Читаем Заключительный период полностью

Слишком поздно все приходит. Все. Это должно было произойти тогда, двадцать пять, тридцать лет тому назад; теперь же он мог созерцать всю эту красоту лишь с болезненно острым ощущением невозвратимости времени…


«…Судовое время четырнадцать часов. Команда приглашается к обеду. Приятного аппетита…»

Я все еще сижу в рубке. Сижу и гляжу, как бегут навстречу берега. Леса, просинь над головой и цепочки бакенов слева и справа, и на сердце у меня мир и покой.

Если бы найти такое судно, чтобы шло и шло по зеленой глади воды до самой смерти. Что касается меня, я согласен.


Навстречу нам, чуть покачиваясь, прошла «Волгонефть», приписанная к Ленинграду. Она и идет а Ленинград, день солнечный, скоро они вернутся домой, вся команда на палубе поливает из шлангов и палубу и надстройки. Мне показалось, что наш экипаж посмотрел на «Волгонефть» с завистью.

Не исключено, что мне это показалось. И вообще наблюдательность — не моя черта.

За это время я многое узнал о старпоме. Его звали Николаевич. Ему было пятьдесят два года. Тридцать один год тому назад он окончил Высшее военно-морское училище имени Фрунзе, то самое, возле которого в задумчивости стоял бронзовый адмирал Крузенштерн. Отслужив десять лет, он демобилизовался и пошел в речники, о чем не жалел и не жалеет.

Он сказал это с такой убежденностью (дважды), что я поневоле не поверил ему.

Он женат, жена его — врач-гинеколог, кандидат наук (медицинских, разумеется), дочь (27 лет) тоже гинеколог.

Говоря о зяте, он поморщился, словно у него заболел зуб. Потом он рассказал о своей замечательной трехкомнатной квартире на Васильевском острове в старом доме, потолки пять метров. «Жаль разменивать», — сказал он, и я все понял о зяте. «Жаль разменивать. Такой уж больше не найдем».

Я согласился с ним. Вполне можно было и не найти.

«Просто не знаю, что и делать», — сказал старпом.

И снова мне не оставалось ничего, как кивнуть. Я тоже не знал, что делать. Я не знал, что делать старпому. Что делать мне самому, я не знал тоже. Причем речь в случае со мной шла, увы, не о квартире…

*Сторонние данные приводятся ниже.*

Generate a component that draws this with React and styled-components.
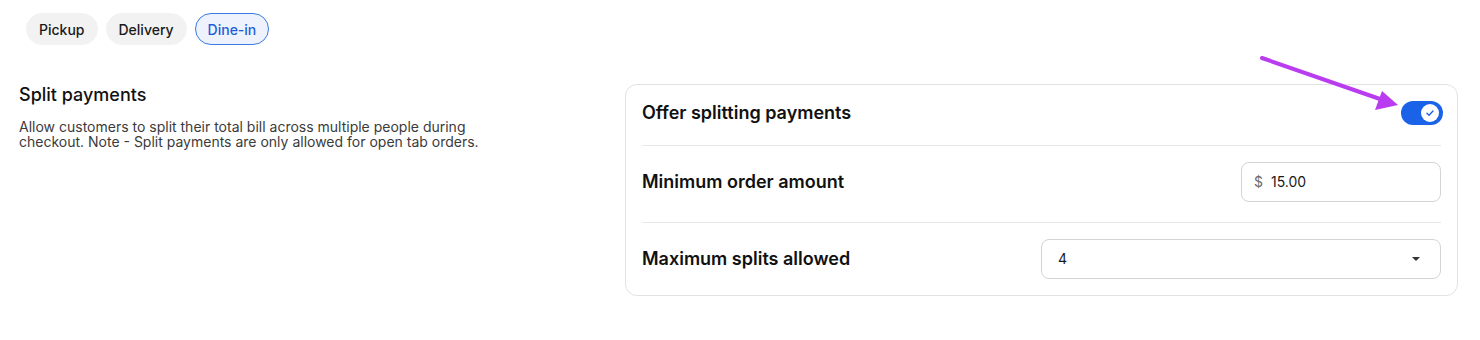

Чижов ходил по квартире. Это был его рай, это был его ад, это было место его добровольного заточения, где он жил, мучился и работал, что, в принципе, было одно и то же, он был сейчас в своем рабочем кабинете, который, в зависимости от обстоятельств и времени суток, мог оказаться также и спальней и гостиной, потолок нависал у него над головой. Настоящий кабинет современного писателя, подумал Чижов, и ему захотелось оглянуться, чтобы увидеть этого современного ему писателя, но в комнате не было никого. Никого, кроме него самого, да и вообще комната была пуста, если не считать книг. Но книги были, и было их много — много замечательных книг, написанных замечательными и наверняка уже  н а с т о я щ и м и  писателями; они стояли на полках, они стояли в книжных шкафах, стояли аккуратно за пыльными стеклами. Стекла были защищены в свою очередь перекрещивающимися витыми прутками, отчего книги, стоявшие в шкафах, были видны словно сквозь тюремную решетку. Словно они были в заключении.